## begin
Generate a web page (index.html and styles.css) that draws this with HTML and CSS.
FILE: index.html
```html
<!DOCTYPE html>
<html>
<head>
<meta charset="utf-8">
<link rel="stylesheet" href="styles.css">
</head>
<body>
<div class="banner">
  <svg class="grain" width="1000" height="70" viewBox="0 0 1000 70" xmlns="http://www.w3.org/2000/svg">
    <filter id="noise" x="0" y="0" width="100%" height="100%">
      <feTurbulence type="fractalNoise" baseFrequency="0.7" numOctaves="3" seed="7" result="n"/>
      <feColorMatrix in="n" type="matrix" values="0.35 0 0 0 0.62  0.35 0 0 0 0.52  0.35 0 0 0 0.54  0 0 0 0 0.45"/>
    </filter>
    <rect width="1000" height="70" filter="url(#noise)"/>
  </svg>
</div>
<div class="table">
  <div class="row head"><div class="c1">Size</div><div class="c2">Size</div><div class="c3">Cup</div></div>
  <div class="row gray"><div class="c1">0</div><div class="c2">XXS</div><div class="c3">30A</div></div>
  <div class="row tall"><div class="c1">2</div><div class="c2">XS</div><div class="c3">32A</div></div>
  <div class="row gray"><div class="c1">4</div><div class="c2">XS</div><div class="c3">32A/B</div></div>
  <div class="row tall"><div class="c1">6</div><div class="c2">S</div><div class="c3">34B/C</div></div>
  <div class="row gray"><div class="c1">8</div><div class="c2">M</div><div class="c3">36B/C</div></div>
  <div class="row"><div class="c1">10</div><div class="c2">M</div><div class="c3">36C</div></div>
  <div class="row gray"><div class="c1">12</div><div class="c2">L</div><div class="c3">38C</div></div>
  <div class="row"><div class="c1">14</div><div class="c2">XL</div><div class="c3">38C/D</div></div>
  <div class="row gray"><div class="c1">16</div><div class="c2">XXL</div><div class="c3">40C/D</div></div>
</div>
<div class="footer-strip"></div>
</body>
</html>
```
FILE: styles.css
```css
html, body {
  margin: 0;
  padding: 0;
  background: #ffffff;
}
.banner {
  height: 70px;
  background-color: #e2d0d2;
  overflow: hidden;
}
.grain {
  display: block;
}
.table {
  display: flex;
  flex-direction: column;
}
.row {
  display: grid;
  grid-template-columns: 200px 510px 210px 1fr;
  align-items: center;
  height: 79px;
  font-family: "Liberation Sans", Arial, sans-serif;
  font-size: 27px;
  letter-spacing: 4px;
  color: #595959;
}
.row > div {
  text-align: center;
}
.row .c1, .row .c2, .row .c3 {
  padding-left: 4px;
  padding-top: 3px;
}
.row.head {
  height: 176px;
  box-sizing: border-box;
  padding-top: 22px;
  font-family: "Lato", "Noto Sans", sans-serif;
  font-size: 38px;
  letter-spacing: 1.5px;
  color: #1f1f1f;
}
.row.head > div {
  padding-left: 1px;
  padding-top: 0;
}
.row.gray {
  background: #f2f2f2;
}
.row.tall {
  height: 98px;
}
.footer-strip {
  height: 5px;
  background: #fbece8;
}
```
## end
## begin
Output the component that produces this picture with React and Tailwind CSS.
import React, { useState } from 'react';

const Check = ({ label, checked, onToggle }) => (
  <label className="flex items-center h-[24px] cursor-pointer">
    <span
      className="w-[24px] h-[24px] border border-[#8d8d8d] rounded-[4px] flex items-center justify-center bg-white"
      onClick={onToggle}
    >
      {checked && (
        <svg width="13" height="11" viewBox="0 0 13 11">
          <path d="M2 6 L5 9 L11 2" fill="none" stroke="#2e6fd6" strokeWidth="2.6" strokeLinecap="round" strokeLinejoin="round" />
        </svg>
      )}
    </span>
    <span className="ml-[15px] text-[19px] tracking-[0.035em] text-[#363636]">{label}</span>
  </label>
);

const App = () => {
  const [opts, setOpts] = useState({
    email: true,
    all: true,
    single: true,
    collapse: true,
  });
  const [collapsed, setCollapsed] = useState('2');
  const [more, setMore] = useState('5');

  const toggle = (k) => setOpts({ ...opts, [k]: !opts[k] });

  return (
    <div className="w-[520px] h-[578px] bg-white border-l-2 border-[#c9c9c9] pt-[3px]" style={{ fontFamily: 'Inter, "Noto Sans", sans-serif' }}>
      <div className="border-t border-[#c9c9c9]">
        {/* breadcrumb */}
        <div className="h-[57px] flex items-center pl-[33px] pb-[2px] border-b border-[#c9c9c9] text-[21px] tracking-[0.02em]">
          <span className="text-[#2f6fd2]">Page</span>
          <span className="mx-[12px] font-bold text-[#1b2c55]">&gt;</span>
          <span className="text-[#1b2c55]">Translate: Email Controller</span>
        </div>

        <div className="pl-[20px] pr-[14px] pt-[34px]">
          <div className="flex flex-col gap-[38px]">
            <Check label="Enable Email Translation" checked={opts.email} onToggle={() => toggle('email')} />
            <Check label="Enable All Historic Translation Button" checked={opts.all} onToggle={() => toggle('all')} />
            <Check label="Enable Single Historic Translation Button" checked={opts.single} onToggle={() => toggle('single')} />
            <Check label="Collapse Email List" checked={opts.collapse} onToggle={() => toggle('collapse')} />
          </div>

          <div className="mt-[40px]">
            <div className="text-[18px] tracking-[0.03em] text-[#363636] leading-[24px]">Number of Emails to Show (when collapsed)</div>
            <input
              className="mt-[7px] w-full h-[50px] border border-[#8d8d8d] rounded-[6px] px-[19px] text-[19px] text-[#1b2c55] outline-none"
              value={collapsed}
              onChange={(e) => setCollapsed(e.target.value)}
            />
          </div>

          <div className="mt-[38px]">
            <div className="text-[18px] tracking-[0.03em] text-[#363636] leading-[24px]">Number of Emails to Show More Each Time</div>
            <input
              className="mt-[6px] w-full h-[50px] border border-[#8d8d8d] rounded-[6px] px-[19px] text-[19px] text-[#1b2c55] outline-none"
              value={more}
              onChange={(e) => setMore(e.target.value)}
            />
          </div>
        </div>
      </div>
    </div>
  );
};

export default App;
## end
Task details:
Pull every line containing "that" from the data.

Written response:
Generate a web page (index.html and styles.css) that draws this with HTML and CSS.
Output the component that produces this picture with React and Tailwind CSS.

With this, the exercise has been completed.